DATASET ROWS
----------------

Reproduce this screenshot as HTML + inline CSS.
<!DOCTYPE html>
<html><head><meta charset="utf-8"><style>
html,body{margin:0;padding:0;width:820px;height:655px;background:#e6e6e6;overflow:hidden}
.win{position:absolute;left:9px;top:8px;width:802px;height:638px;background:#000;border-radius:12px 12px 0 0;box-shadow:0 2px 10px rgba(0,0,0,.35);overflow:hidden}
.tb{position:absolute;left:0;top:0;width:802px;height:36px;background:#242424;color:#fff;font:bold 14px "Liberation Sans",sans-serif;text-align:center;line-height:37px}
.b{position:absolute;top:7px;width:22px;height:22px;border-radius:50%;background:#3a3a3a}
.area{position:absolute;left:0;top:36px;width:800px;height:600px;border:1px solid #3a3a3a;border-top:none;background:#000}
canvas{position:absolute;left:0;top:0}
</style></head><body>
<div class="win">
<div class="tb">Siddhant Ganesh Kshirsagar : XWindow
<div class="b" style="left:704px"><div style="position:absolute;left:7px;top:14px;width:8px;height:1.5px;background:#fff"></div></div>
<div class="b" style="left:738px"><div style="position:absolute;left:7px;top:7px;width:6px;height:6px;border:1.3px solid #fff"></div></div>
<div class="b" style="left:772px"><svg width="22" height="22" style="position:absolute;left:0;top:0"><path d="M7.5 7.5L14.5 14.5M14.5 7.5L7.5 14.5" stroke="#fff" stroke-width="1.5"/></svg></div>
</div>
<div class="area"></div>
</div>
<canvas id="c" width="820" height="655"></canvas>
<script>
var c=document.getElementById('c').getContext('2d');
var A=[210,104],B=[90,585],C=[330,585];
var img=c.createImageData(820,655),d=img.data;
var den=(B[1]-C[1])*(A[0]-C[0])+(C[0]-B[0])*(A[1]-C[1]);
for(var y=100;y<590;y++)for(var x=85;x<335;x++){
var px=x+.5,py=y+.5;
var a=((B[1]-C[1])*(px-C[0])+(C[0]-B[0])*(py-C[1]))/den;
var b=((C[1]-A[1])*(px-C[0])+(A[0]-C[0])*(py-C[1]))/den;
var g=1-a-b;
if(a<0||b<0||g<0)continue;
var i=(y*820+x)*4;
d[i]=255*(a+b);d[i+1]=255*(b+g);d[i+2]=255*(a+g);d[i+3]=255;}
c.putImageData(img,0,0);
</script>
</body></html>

----------------

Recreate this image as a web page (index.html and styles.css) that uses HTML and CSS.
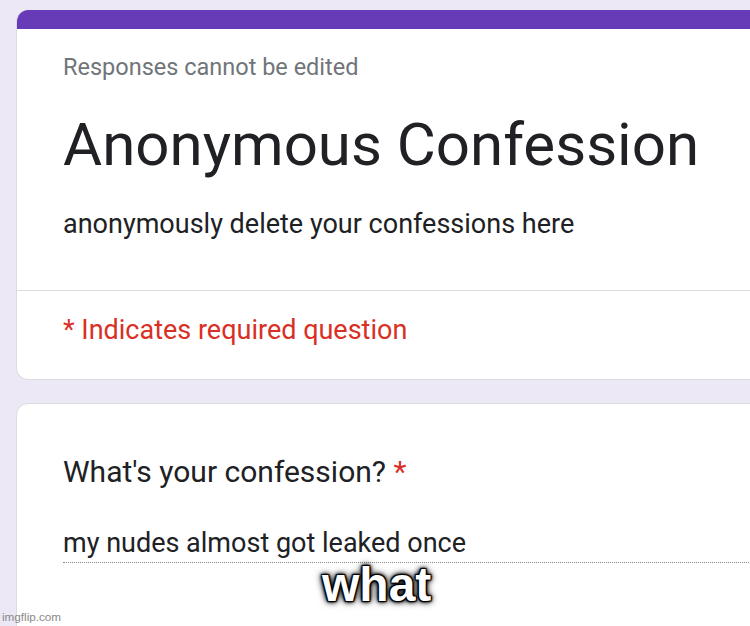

----------------

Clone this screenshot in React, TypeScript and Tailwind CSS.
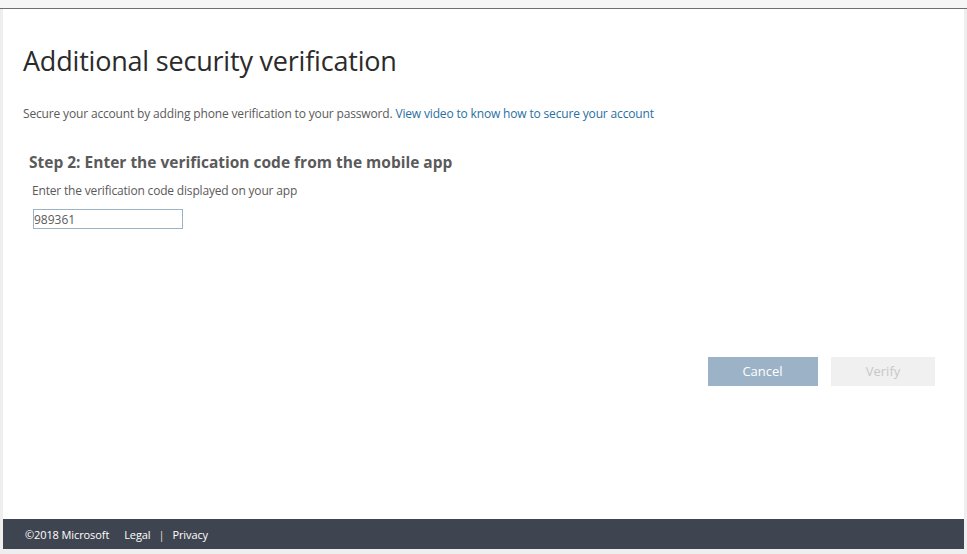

----------------

WHAT THE TASK ASKS
Copy out each line of the material that holds the word "this".

EXERCISE ANSWER
Reproduce this screenshot as HTML + inline CSS.
Recreate this image as a web page (index.html and styles.css) that uses HTML and CSS.
Clone this screenshot in React, TypeScript and Tailwind CSS.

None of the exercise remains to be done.